During this time, the big old steam engines were being phased out and replaced by diesel engines, which still made a lot of noise outside our windows, and still smelled, but in a different way.  By 1957, all of the Southern Pacific steam locomotives had been replaced by diesel.

Further afield, our speech and drama teacher, the wonderful Mr. Brune, encouraged us to attend plays and musical events in Fresno where we saw such stars as Henry Fonda, John Hodiak and Lloyd Nolan in “The Cain Mutiny Court-martial”; Agnes Morehead, Tyrone Power and Raymond Massey in “John Brown’s Body”; Donald O’Conner in his own show, and Harry Belafonte, Marge and Gower Champion, and the Robert Shaw Chorale in “Three For Tonight.”

Pretty amazing.
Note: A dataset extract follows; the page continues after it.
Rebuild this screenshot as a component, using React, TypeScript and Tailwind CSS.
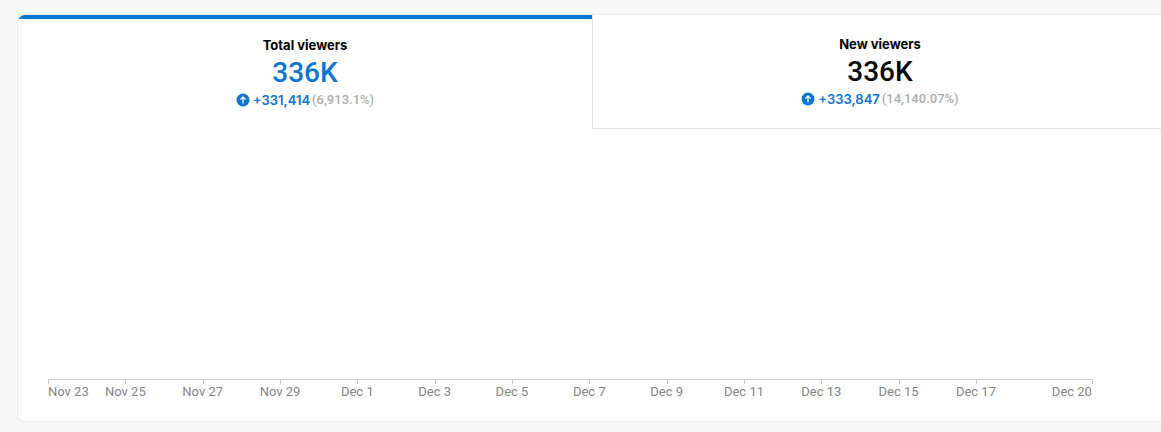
import { useState } from "react";

type Metric = { label: string; value: string; change: string; percent: string };
type Tick = { label: string; days: number };

const metrics: Metric[] = [
  { label: "Total viewers", value: "336K", change: "+331,414", percent: "(6,913.1%)" },
  { label: "New viewers", value: "336K", change: "+333,847", percent: "(14,140.07%)" },
];

const ticks: Tick[] = [
  { label: "Nov 23", days: 2 },
  { label: "Nov 25", days: 2 },
  { label: "Nov 27", days: 2 },
  { label: "Nov 29", days: 2 },
  { label: "Dec 1", days: 2 },
  { label: "Dec 3", days: 2 },
  { label: "Dec 5", days: 2 },
  { label: "Dec 7", days: 2 },
  { label: "Dec 9", days: 2 },
  { label: "Dec 11", days: 2 },
  { label: "Dec 13", days: 2 },
  { label: "Dec 15", days: 2 },
  { label: "Dec 17", days: 3 },
  { label: "Dec 20", days: 0 },
];

function UpIcon() {
  return (
    <svg viewBox="0 0 14 14" className="mr-[3px] size-3.5 shrink-0" aria-hidden="true">
      <circle cx="7" cy="7" r="6.5" fill="#0b75d1" />
      <path d="M7 10.4V4.2M4.3 6.6 7 3.9l2.7 2.7" fill="none" stroke="#fff" strokeWidth="1.3" />
    </svg>
  );
}

function MetricTab({ metric, selected, onSelect }: { metric: Metric; selected: boolean; onSelect: () => void }) {
  return (
    <button
      type="button"
      role="tab"
      aria-selected={selected}
      onClick={onSelect}
      className={
        "flex h-[114px] min-w-0 flex-1 flex-col items-center " +
        (selected ? "border-t-4 border-[#0b75d1] pt-3.5" : "border-b border-l border-[#e0e0e0] pt-[17px]")
      }
    >
      <span className="font-['Inter',sans-serif] text-[13px] leading-6 font-bold text-black">{metric.label}</span>
      <span className={"text-[28px] leading-8 font-medium " + (selected ? "text-[#0b75d1]" : "text-black")}>
        {metric.value}
      </span>
      <span className="flex items-center text-[13px] leading-[22px] font-medium">
        <UpIcon />
        <span className="font-['Inter',sans-serif] font-semibold text-[#0b75d1]">{metric.change}</span>
        <span className="ml-0.5 text-[#adadad]">{metric.percent}</span>
      </span>
    </button>
  );
}

function align(index: number) {
  if (index === 0) return "justify-start";
  if (index === ticks.length - 1) return "justify-end";
  return "justify-center";
}

export default function App() {
  const [active, setActive] = useState(0);
  return (
    <main className="overflow-hidden bg-[#f8f8f8] pt-3.5 pb-2.5 pl-[17px] font-['Roboto',sans-serif]">
      <section className="-mr-[7px] overflow-hidden rounded-lg border border-[#ebebeb] bg-white">
        <div role="tablist" aria-label="Viewer metrics" className="flex">
          {metrics.map((metric, i) => (
            <MetricTab key={metric.label} metric={metric} selected={i === active} onSelect={() => setActive(i)} />
          ))}
        </div>
        <div role="tabpanel" aria-label={metrics[active].label} className="pt-[250px] pr-[74px] pb-[21px] pl-[30px]">
          <div className="flex border-t border-r border-[#c8c8c8] [border-right-color:transparent]">
            {ticks.map((tick, i) => (
              <div key={tick.label} className="min-w-0 basis-0" style={{ flexGrow: tick.days }}>
                <div className="h-1 w-px bg-[#c8c8c8]" />
                <div className={"flex w-0 text-[13px] leading-4 whitespace-nowrap text-[#858585] " + align(i)}>
                  <span>{tick.label}</span>
                </div>
              </div>
            ))}
          </div>
        </div>
      </section>
    </main>
  );
}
I’ve never met anyone, except a couple of people who grew up in New York, who had such a rich cultural life when they were young as did I, a girl from a little town in the San Joaquin Valley.

In 1955, I left Sanger to go to San Jose State College. I always came back for holidays and during the summer, but the feeling of the Depot as “home” began to ebb. It was a wonderful place to grow up.  But it was time to move on.

We think of Sanger as a little mark on a large map of California, and of course during my youth it was an even smaller mark.  But you know, there was something magical here: a feeling of safety, of tradition, of acceptance, acceptance even for a little girl growing up in the Southern Pacific Depot.